Pick out all lines of the entries that include the word "with" and copy them.

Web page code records
----

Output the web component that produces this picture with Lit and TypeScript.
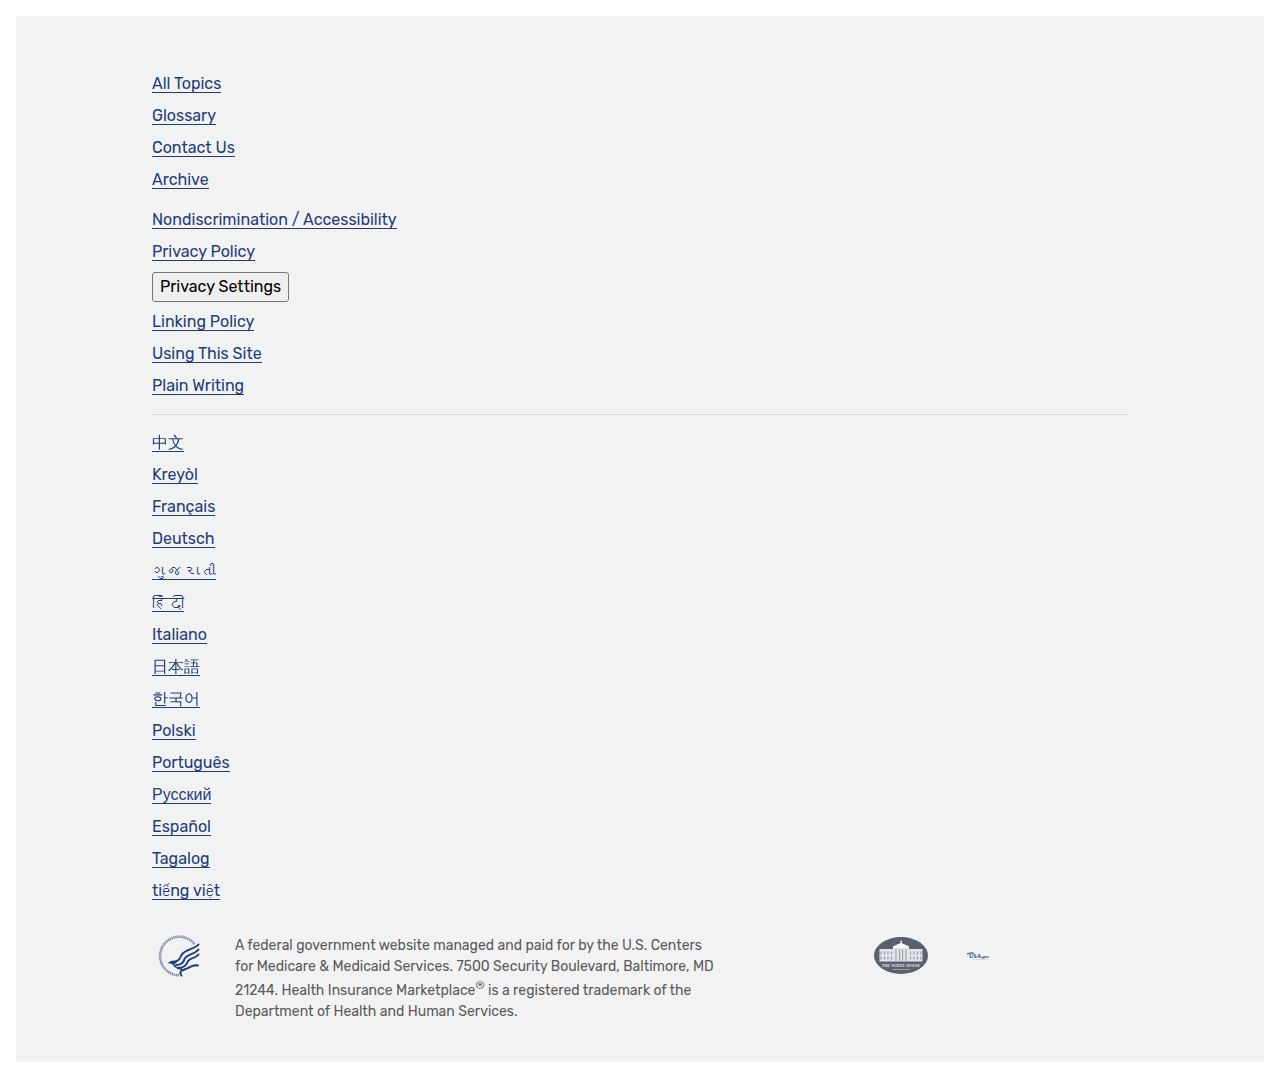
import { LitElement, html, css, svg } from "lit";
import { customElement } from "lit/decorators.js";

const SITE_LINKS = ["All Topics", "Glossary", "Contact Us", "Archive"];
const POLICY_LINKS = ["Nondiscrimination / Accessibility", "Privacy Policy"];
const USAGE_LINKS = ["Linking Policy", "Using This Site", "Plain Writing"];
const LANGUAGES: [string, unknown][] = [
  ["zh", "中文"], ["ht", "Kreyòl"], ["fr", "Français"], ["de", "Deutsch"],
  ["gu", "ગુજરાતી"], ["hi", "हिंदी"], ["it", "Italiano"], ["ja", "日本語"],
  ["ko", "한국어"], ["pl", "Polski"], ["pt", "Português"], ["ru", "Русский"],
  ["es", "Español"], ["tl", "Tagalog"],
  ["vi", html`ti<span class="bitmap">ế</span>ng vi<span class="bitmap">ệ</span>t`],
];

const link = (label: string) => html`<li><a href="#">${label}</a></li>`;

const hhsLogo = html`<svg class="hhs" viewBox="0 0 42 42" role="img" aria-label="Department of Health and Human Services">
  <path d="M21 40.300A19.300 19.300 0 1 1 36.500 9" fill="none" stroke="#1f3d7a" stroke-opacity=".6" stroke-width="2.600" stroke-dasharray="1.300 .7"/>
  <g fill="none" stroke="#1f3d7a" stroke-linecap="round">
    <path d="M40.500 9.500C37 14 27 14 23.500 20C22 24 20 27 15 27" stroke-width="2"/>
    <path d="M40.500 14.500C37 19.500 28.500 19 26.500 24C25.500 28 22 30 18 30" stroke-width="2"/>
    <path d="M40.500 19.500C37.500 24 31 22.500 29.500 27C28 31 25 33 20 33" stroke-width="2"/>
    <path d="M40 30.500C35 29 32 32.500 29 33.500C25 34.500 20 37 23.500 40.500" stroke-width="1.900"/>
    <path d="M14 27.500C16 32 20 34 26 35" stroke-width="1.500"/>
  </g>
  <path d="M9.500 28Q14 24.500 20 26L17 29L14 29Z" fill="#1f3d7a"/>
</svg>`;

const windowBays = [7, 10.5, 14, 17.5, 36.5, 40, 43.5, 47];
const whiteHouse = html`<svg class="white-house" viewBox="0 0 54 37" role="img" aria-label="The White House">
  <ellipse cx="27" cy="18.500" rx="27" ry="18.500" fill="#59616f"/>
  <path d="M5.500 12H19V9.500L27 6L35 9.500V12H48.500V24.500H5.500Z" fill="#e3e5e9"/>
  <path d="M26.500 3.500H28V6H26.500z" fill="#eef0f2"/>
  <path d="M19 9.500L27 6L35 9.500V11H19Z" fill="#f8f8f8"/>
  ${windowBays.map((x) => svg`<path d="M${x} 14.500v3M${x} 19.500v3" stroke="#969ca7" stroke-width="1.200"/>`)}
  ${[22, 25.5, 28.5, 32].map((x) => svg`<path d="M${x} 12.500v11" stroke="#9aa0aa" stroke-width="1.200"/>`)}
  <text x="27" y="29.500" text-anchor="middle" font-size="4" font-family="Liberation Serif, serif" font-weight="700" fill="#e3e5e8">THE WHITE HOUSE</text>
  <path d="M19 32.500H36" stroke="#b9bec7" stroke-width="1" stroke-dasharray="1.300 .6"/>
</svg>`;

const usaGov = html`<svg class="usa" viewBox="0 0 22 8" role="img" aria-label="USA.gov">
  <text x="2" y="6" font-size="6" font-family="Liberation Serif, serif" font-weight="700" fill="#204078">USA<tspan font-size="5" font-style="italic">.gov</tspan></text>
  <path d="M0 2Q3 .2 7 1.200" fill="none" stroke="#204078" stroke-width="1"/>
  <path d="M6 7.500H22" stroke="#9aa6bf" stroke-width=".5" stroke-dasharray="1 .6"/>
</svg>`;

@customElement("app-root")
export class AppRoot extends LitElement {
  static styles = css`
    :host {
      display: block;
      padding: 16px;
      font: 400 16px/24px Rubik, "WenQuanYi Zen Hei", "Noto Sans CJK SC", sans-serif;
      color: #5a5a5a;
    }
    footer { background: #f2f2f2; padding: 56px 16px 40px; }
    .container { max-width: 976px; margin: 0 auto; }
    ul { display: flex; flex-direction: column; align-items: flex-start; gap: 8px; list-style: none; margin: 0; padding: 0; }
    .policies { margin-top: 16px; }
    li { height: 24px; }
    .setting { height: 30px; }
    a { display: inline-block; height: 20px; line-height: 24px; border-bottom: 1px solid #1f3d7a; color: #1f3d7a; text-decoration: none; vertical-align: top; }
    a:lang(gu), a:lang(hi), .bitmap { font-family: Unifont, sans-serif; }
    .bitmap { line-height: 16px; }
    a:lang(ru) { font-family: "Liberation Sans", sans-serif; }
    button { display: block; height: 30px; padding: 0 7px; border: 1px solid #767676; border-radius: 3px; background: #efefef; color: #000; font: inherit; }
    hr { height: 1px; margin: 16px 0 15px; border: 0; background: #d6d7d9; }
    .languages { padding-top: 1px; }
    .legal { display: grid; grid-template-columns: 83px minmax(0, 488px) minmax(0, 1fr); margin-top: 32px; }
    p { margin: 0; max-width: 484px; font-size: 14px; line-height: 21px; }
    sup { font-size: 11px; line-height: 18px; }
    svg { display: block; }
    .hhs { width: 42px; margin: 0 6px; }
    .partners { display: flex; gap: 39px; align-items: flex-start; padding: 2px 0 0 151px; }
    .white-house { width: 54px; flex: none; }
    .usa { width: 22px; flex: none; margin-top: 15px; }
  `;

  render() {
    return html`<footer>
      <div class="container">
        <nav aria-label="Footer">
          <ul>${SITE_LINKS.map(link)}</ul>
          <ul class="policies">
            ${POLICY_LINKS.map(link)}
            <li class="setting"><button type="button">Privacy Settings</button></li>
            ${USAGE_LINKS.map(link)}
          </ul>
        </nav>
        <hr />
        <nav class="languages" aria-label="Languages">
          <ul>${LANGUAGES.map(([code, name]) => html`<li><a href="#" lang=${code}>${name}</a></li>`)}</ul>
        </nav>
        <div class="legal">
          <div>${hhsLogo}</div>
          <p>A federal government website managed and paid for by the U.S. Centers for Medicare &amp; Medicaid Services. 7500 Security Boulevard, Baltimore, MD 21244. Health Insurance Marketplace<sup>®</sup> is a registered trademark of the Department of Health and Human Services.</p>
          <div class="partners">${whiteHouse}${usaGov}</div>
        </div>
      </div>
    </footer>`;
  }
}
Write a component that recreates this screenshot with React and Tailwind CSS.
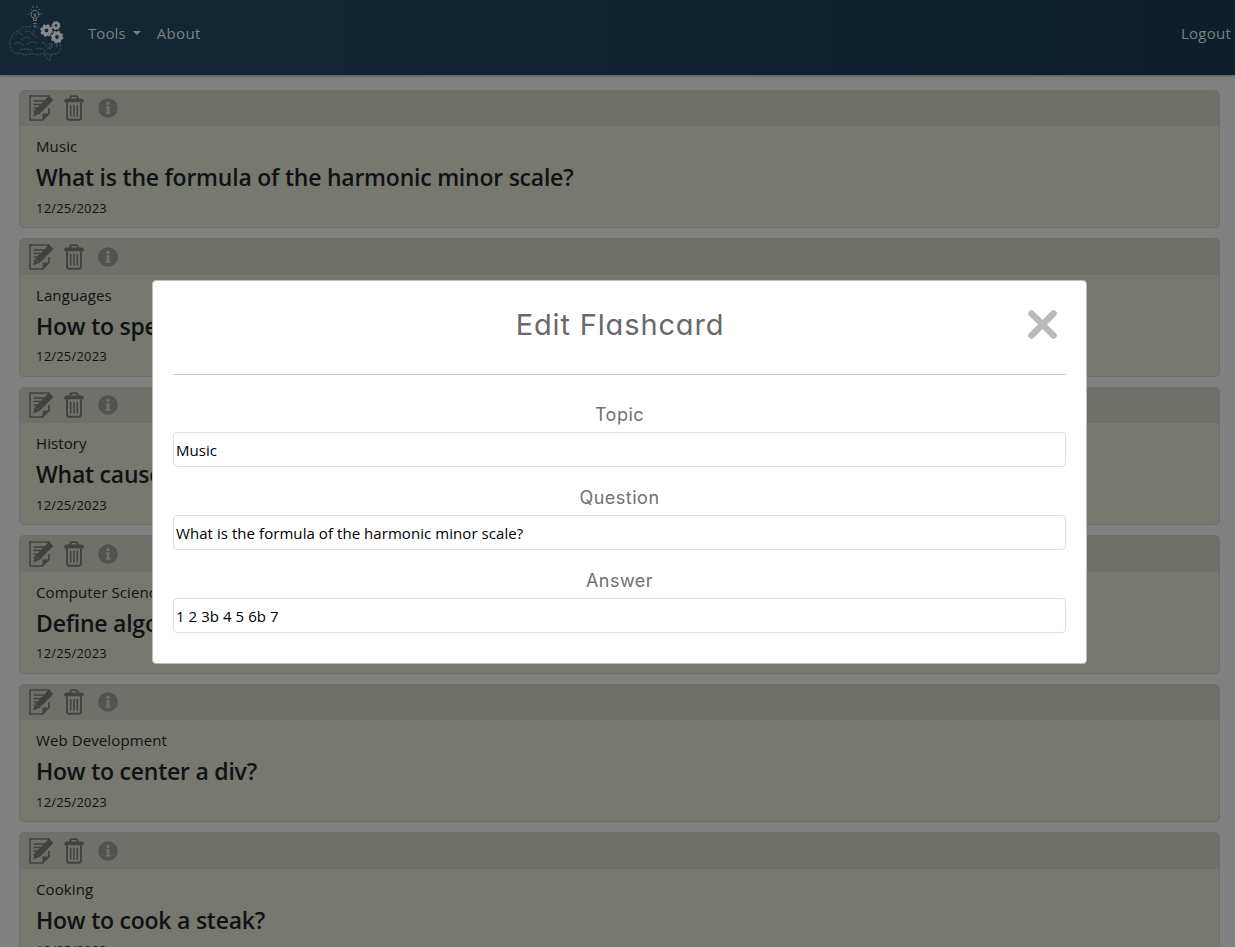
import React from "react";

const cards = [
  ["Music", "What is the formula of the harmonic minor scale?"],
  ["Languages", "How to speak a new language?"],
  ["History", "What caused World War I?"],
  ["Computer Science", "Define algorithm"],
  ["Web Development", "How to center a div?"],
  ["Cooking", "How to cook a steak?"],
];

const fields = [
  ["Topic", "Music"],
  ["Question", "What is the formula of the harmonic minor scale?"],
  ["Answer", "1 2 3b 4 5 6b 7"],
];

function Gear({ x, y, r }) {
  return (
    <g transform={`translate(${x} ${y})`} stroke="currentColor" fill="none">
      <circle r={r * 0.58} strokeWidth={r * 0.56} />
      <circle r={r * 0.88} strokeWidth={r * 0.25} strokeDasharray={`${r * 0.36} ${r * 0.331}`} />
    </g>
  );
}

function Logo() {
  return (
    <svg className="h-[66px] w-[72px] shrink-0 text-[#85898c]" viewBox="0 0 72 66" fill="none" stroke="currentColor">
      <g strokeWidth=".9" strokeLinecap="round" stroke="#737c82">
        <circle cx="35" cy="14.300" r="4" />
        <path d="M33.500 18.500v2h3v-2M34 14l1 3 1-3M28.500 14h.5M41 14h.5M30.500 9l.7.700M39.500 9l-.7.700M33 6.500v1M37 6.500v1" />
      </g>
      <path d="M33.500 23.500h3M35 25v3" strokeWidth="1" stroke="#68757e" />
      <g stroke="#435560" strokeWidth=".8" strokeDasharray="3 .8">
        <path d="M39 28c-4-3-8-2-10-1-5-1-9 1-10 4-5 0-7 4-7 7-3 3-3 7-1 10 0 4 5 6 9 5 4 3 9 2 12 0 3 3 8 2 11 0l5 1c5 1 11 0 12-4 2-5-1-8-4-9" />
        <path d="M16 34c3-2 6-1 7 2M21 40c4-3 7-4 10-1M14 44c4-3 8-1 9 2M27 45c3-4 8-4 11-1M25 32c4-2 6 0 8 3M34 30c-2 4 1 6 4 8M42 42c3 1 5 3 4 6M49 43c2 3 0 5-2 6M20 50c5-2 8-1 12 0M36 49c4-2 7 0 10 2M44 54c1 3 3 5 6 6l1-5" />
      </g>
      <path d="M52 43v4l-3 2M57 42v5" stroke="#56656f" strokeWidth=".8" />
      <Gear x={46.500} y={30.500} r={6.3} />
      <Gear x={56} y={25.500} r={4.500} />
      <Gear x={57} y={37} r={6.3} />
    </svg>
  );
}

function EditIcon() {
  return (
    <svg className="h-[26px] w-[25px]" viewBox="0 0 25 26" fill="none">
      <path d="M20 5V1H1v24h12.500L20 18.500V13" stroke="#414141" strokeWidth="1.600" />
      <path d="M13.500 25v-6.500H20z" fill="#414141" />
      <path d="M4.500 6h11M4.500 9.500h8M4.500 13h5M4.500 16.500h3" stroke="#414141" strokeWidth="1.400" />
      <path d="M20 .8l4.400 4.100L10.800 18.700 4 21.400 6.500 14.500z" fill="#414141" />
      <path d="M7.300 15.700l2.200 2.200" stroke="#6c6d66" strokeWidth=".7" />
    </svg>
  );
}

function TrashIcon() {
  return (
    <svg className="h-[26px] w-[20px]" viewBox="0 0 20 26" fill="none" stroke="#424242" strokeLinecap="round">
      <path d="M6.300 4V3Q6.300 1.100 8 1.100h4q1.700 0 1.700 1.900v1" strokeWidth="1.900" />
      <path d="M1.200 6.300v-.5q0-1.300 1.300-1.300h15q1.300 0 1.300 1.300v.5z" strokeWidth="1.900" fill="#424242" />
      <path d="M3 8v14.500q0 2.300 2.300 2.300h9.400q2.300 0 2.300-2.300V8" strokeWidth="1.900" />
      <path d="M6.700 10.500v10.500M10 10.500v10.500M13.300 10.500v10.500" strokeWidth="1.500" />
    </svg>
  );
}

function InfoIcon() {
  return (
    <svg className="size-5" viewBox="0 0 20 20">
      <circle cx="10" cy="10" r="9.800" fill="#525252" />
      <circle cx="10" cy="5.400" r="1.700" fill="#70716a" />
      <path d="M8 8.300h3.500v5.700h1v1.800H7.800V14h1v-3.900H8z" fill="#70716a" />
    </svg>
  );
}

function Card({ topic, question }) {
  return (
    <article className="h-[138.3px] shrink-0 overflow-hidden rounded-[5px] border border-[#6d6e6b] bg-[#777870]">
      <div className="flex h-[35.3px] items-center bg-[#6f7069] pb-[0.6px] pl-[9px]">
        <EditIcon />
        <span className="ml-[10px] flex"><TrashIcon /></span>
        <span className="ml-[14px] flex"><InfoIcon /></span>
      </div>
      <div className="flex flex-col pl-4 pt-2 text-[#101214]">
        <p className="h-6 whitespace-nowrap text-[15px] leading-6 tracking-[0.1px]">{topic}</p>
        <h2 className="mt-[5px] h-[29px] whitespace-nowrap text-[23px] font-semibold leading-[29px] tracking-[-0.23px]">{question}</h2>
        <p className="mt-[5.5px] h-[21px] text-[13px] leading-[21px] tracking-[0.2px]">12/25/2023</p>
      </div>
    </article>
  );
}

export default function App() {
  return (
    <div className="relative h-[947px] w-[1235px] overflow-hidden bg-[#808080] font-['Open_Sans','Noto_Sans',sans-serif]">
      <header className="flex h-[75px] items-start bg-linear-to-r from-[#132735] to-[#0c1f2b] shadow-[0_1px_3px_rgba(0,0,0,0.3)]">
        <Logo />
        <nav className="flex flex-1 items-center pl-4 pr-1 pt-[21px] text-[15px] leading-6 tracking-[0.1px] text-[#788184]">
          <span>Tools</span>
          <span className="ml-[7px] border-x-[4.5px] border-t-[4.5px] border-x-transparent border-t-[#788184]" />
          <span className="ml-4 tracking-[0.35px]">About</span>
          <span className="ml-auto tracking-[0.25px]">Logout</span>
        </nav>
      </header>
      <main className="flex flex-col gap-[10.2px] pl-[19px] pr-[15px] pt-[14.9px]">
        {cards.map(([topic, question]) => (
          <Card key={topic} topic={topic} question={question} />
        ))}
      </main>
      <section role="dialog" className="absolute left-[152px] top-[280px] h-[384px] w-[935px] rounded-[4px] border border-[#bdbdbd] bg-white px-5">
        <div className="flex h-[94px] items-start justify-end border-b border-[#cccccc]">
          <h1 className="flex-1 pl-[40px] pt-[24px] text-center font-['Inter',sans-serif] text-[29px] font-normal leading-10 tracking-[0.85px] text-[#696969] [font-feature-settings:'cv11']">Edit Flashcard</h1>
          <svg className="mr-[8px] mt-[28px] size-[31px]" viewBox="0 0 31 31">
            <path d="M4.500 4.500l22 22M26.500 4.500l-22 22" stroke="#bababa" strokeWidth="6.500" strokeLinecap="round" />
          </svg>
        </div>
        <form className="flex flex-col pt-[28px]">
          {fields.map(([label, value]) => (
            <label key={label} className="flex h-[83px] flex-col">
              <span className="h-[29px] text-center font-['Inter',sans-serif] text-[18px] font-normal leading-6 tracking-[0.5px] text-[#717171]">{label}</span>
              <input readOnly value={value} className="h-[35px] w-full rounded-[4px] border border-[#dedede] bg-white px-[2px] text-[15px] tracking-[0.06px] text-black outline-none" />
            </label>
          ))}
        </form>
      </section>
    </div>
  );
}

----

Result for this task:
Output the web component that produces this picture with Lit and TypeScript.
Write a component that recreates this screenshot with React and Tailwind CSS.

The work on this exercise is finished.